COLOMBO, May 22 (Reuters) Sri Lankan air force jets pounded a Tamil Tiger training camp in the island's north today, the military said, but there was no word on any casualties.

Military spokesman Brigadier Prasad Samarasinghe said the air force bombed the camp near the town of Mankulam, which lies around (32 km) north of a ''border'' that separates government territory from the rebels' de facto state.

''The target was correctly taken,'' Samarasinghe said. ''We have observed increased movements in the camp. We don't have any details on casualties.'' He said troops killed two insurgents in a separate gunfight near the forward defence lines that skirt the south of the Tigers' northern stronghold overnight, and that the military had recovered a long-abandoned suicide boat in captured rebel territory in the east.

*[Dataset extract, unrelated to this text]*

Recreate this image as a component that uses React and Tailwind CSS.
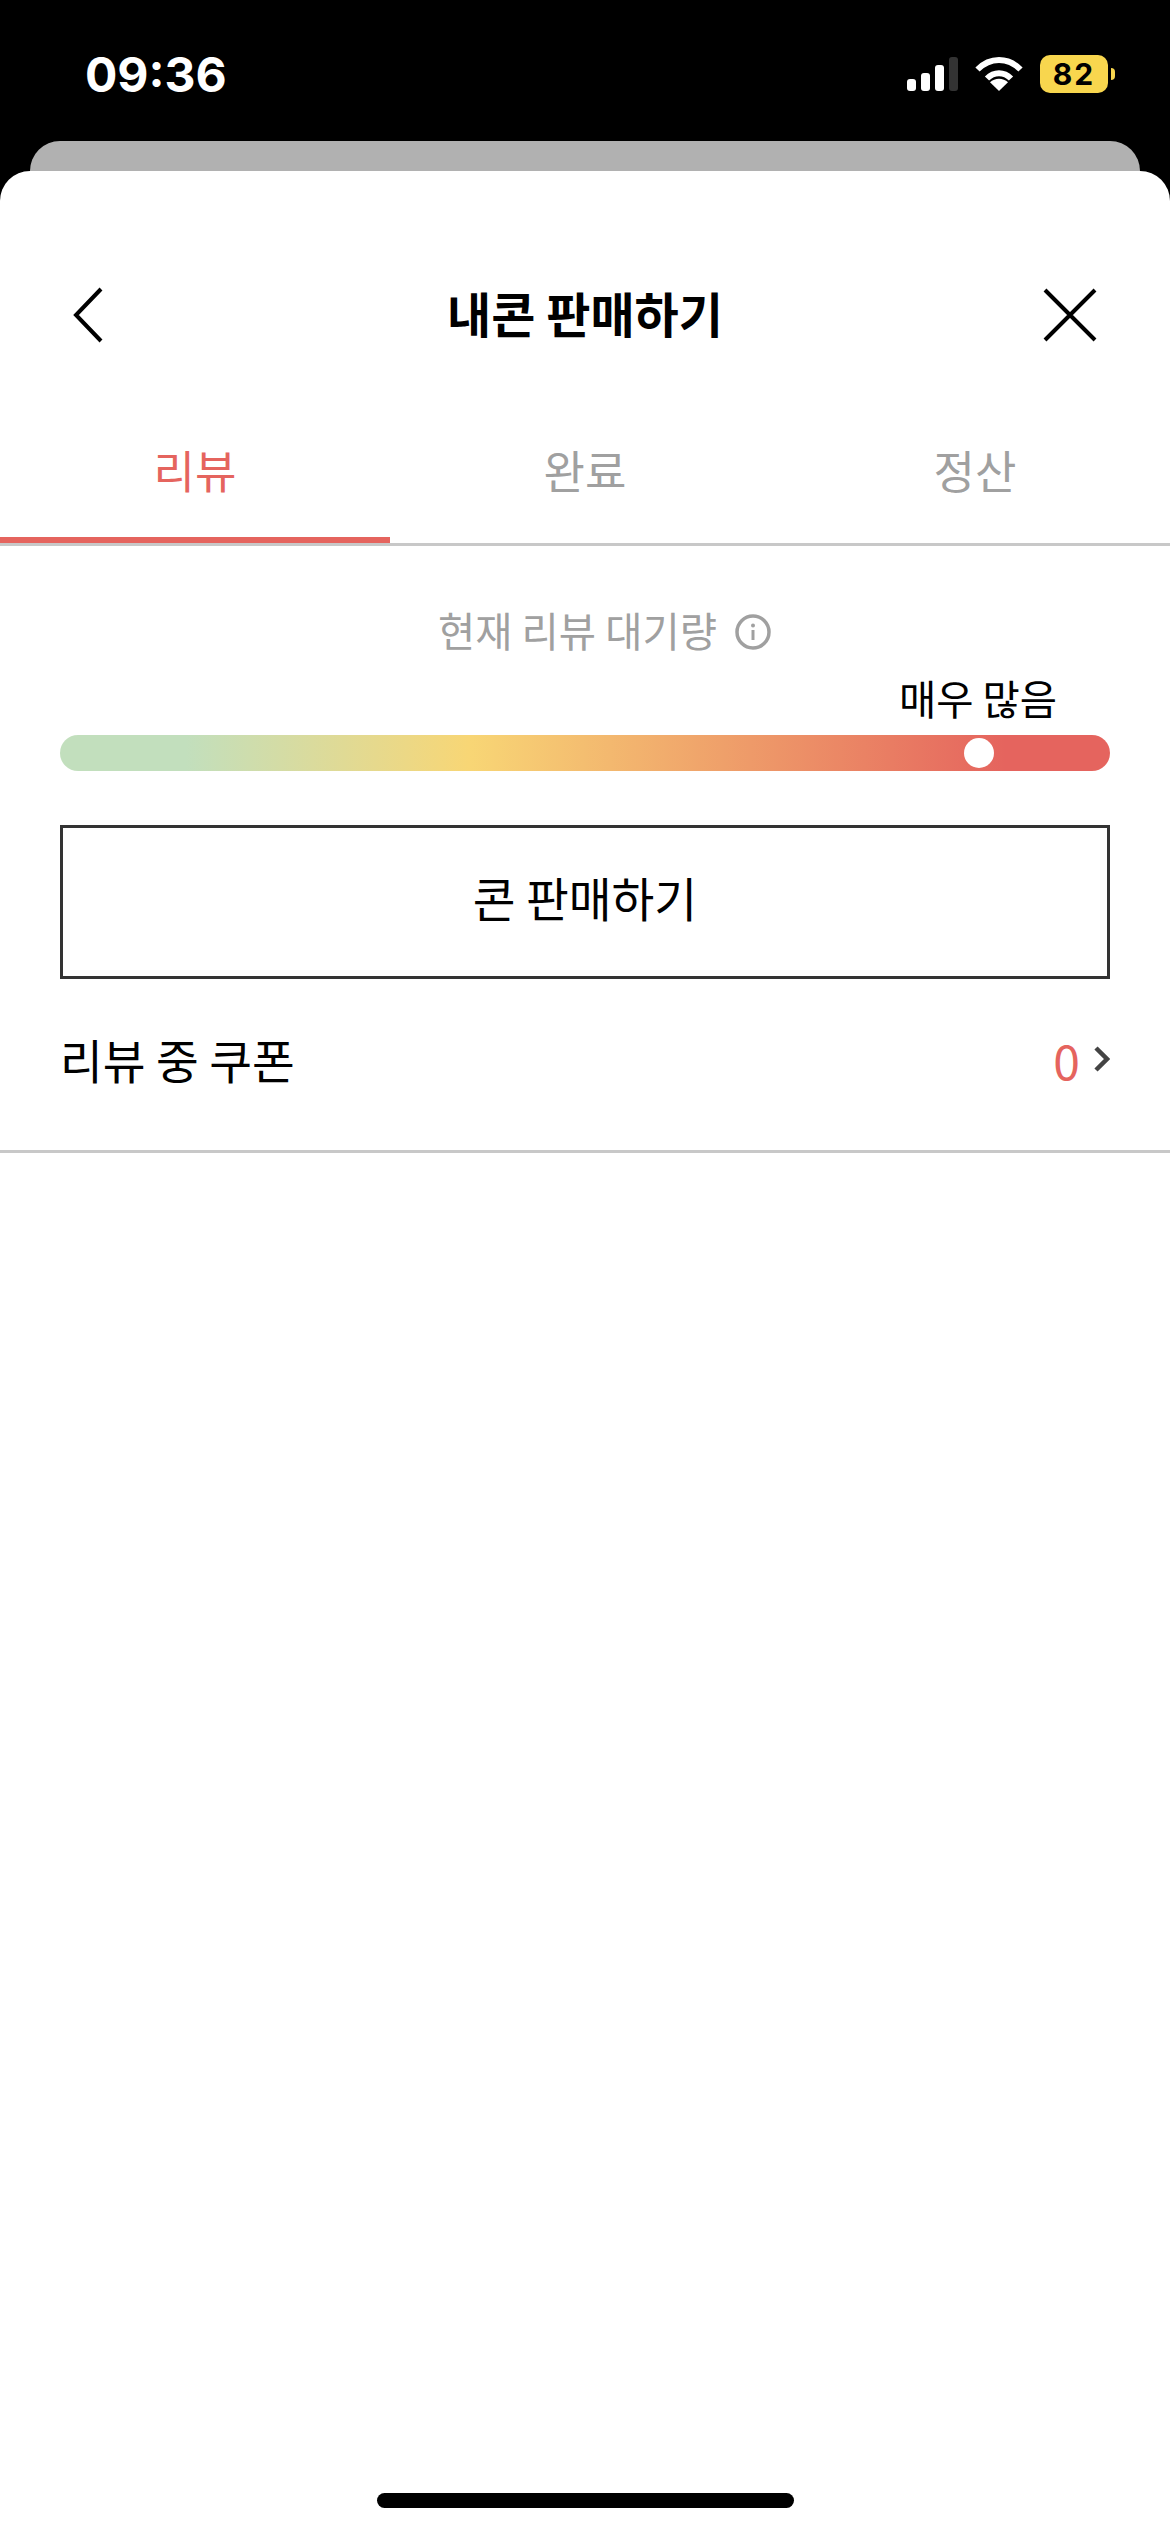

The Liberation Tigers of Tamil Eelam (LTTE) were not immediately available for comment on the air raid and there was no independent confirmation of what the bombs hit. The area around Mankulam is primarily jungle and agricultural land dotted with small settlements.

Around 4,000 people have been killed since last year amid a new chapter in a two-decade civil war in which nearly 70,000 people have died since 1983. The war has spread from the east, where troops evicted the rebels from their stronghold last year, to the north.

The military have vowed to destroy the Tigers' militarily, while the rebels have warned they will launch more air raids by a homegrown air force of light planes smuggled into the country in pieces in their fight for an independent state.

Analysts say that while the military has had the upper hand in recent months, there is no clear winner on the horizon, and they fear the conflict could rumble on for years.

The international community is increasingly frustrated at both sides for ignoring calls to halt a conflict that has also displaced more than 500,000 people from their homes.

Britain and the United States have both suspended some aid over human rights abuses blamed on both sides, and the World Food Programme has attached conditions to some food aid amid fears the government could force some war-displaced to resettle in captured areas against their will.